The leash law was brought up several weeks ago by Councilor Phyllis Katsakiores, who said she had received calls from several constituents complaining about dogs.
A motion by Katsakiores to establish a leash law failed because it didn’t have a second, and the town will continue with its current “control” policy, which simply requires that dogs be “controlled” by their owners.
Town Administrator Galen Stearns shared his research on the topic. Derry has a 90 percent compliance with registering dogs and there are currently 5,600 registered dogs in Derry, he said.
In researching “leash laws” in surrounding towns he learned that Londonderry, Salem and Windham do not have leash laws, opting instead for a “control” policy; Hudson has a leash law.
Katsakiores said seniors in the Pillsbury Apartments had expressed concern to her about loose dogs downtown. “When you’re off your property on a public street, you should have it on a leash,” Katsakiores told her fellow Councilors and the television audience.
She favored a regular leash rather than the popular “retractable” ones, noting that the retractable leashes are too long and extend too far for control.
Katsakiores also noted that people who say “My dog wouldn’t do that” aren’t always right. “It’s an animal,” she said.
But fellow Councilor Al Dimmock countered that a dog on a leash is “fake security.” He referenced a case in Manchester a few weeks ago, where an 80-year-old woman was allegedly attacked by a dog on a leash. The leash, he said, was held by a 10-year-old girl who couldn’t control the dog, even with a leash.
Councilor Joshua Bourdon asked Police Chief Ed Garone, “Under the existing license, if a dog bites someone, what happens?”
Garone said under current New Hampshire law, the dog will be taken into custody by police and the Animal Control Officer. “The dog will be kept for 10 days and inspected for disease,” Garone said. “The owner is requested to produce all medical documentation, including a shot record.” The medical history will be communicated to the victim, Garone said.
The owner meanwhile will be summoned to court, and if the animal is deemed “vicious,” it will be euthanized, according to Garone.
“Would police have to witness the bite, or would it be on a ‘he said, she said’ basis?” Bourdon asked.

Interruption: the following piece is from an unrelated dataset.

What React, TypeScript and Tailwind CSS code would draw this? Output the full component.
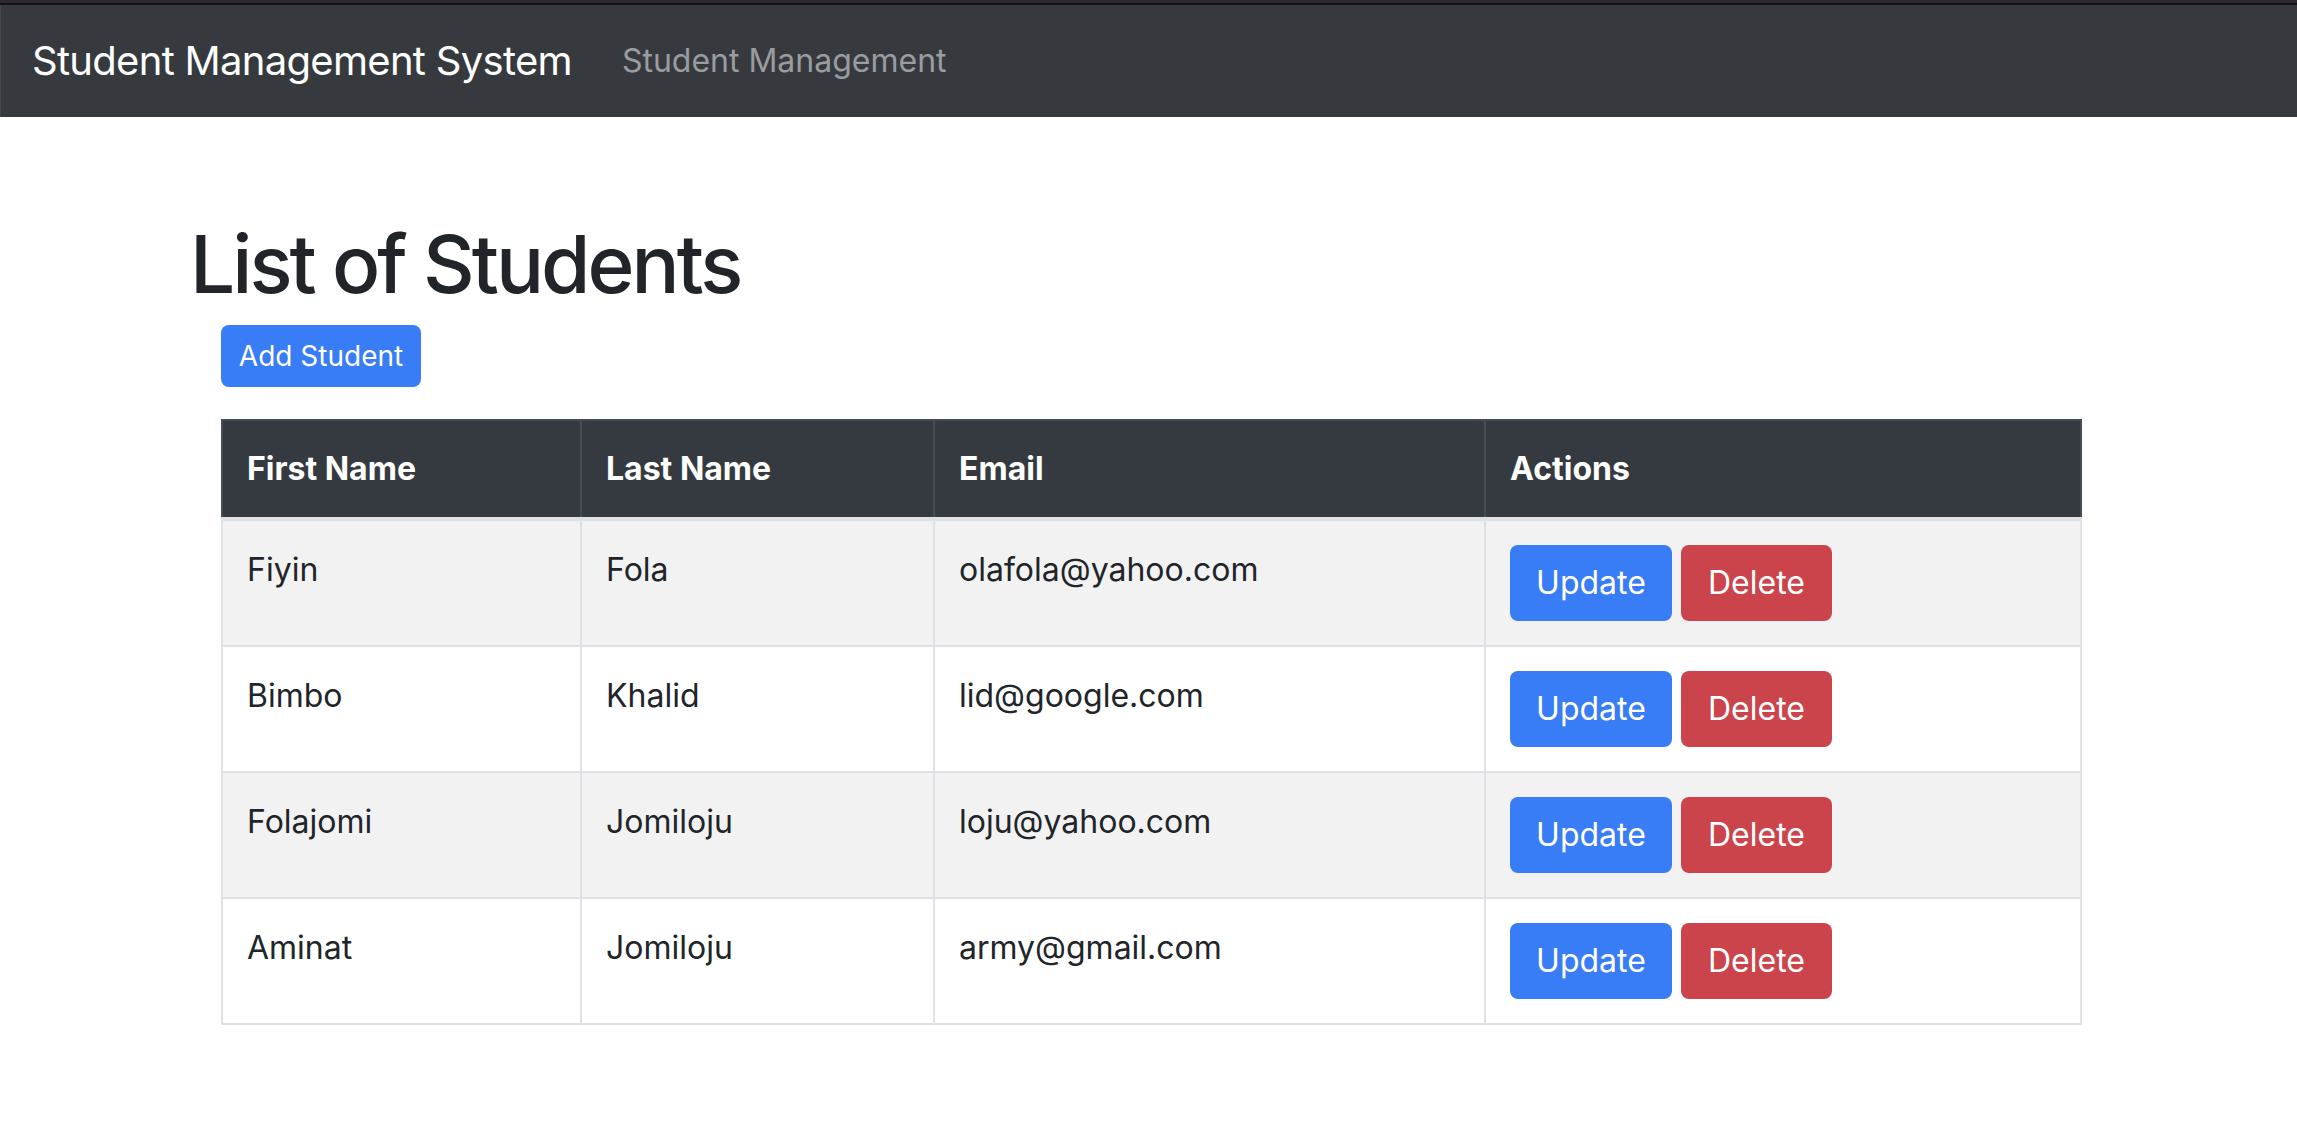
import React from "react";

type Student = { first: string; last: string; email: string };

const students: Student[] = [
  { first: "Fiyin", last: "Fola", email: "olafola@yahoo.com" },
  { first: "Bimbo", last: "Khalid", email: "lid@google.com" },
  { first: "Folajomi", last: "Jomiloju", email: "loju@yahoo.com" },
  { first: "Aminat", last: "Jomiloju", email: "army@gmail.com" },
];

const Navbar = () => (
  <div>
    <div className="h-[3px] bg-[#2b2a30]" />
    <div className="h-[2px] bg-[#131315]" />
    <nav className="h-[112px] bg-[#363a3f] flex items-center pl-[31px] border-l border-[#43474c]">
      <a className="text-[40px] leading-[60px] tracking-[-0.7px] text-white">Student Management System</a>
      <a className="ml-[50px] text-[32px] leading-[48px] text-[#9a9c9f]">Student Management</a>
    </nav>
  </div>
);

const StudentTable = () => (
  <table className="mt-[32px] ml-[31px] w-[1859px] table-fixed border-collapse text-[32px] leading-[48px] text-[#212529]">
    <colgroup>
      <col className="w-[359px]" />
      <col className="w-[353px]" />
      <col className="w-[551px]" />
      <col className="w-[596px]" />
    </colgroup>
    <thead>
      <tr className="bg-[#353a40] text-white">
        {["First Name", "Last Name", "Email", "Actions"].map((h) => (
          <th
            key={h}
            className="border-2 border-[#454d55] border-b-4 border-b-[#dee2e6] p-[24px] text-left align-top font-bold"
          >
            {h}
          </th>
        ))}
      </tr>
    </thead>
    <tbody>
      {students.map((s, i) => (
        <tr key={s.first} className={i % 2 === 0 ? "bg-[#f2f2f2]" : "bg-white"}>
          <td className="border-2 border-[#dee2e6] px-[24px] pt-[25px] pb-[23px] align-top">{s.first}</td>
          <td className="border-2 border-[#dee2e6] px-[24px] pt-[25px] pb-[23px] align-top">{s.last}</td>
          <td className="border-2 border-[#dee2e6] px-[24px] pt-[25px] pb-[23px] align-top">{s.email}</td>
          <td className="border-2 border-[#dee2e6] p-[24px] align-top">
            <div className="flex gap-[9px]">
              <button className="w-[162px] h-[76px] rounded-[8px] bg-[#387cf6] text-white text-[32px] leading-[48px]">
                Update
              </button>
              <button className="w-[151px] h-[76px] rounded-[8px] bg-[#cb444b] text-white text-[32px] leading-[48px]">
                Delete
              </button>
            </div>
          </td>
        </tr>
      ))}
    </tbody>
  </table>
);

export default function App() {
  return (
    <div className="min-h-screen bg-white font-['Inter',sans-serif]">
      <Navbar />
      <main className="pl-[190px] pt-[99px]">
        <h1 className="text-[80px] leading-[96px] font-medium tracking-[-3px] text-[#212529]">List of Students</h1>
        <button className="mt-[13px] ml-[31px] w-[200px] h-[62px] rounded-[8px] bg-[#387cf6] text-white text-[28px] leading-[42px]">
          Add Student
        </button>
        <StudentTable />
      </main>
    </div>
  );
}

“The likelihood of police witnessing the act,” Garone said, “is not great.” He explained that police can act on the statements of witnesses.
Dimmock asked about the victim. “Do they have any recourse?” Garone said there were several avenues of recourse.
Stearns said the state law, RSA 466:39, allows municipalities to impose their own fines of up to $50. But if Derry stays with the state regulations, it can charge $50 for the first offense and $100 for each subsequent offense. “The state fines are more restrictive than ours,” he said.
Katsakiores made her motion but it was not seconded, and the control policy will remain.